La storia ci ha insegnato che di personaggi buoni capaci di fare cose cattive ce ne sono stati tanti, come del resto ce ne son stati tanti cattivi capaci di fare cose buone. Ma ci ha anche insegnato invece, che di personaggi veri, ce ne son stati davvero pochi. Maradona era uno di questi, ed è stato proprio questo a renderlo tanto speciale.
Diego era Diego. Pieno di vita, pieno di gioia. Con tutte le mille sfaccettature del suo carattere, sia belle che brutte. E con tutte le sue contraddizioni, proprio come la città che l’aveva adottato, proprio come noi. Sì, perché Diego prima di tutto era umano. Ha vissuto allo stesso tempo con uno stato di divinità terrena e di fragilità prettamente umana. Ed è per questo che è riuscito ad entrare nel cuore di tutti, al di là di ogni colore.
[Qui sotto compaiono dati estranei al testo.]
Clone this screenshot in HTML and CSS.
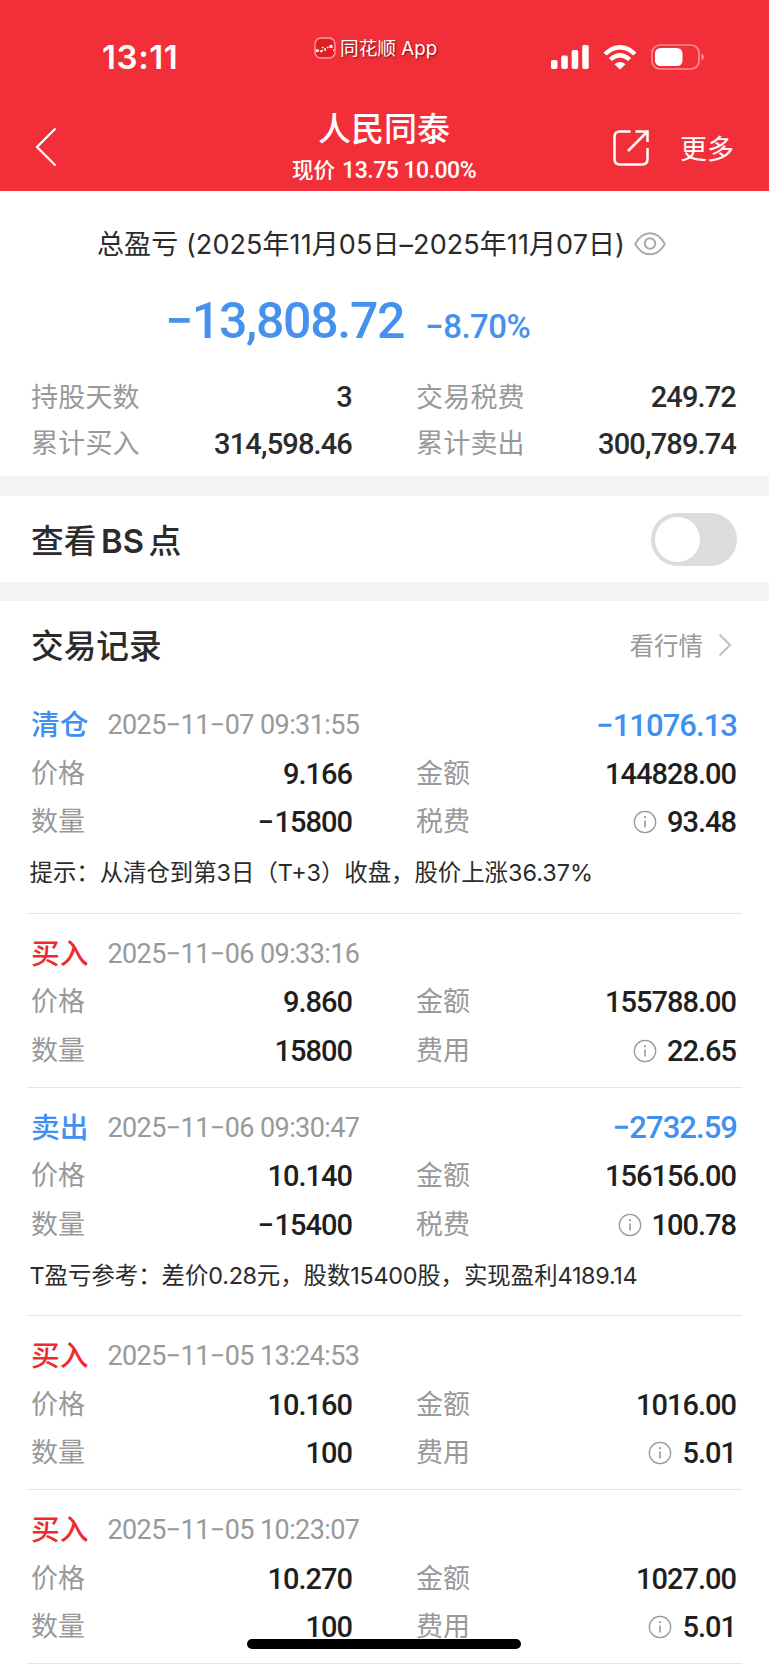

Maradona lo sentivi vicino perché potevi riuscire a sentirlo simile a te. Percepivi che in fondo era fragile come una porcellana, nonostante la sua grandezza, come ognuno di noi. Per quanto tu possa essere stato distante da Maradona nello spazio e nel tempo, lo sentivi inevitabilmente vicino. Sentivi che in fondo, seppur così lontano da tutto ciò che faceva parte della tua vita, lui era come te. Ed in effetti lo era, ed è proprio qui che sta il bello.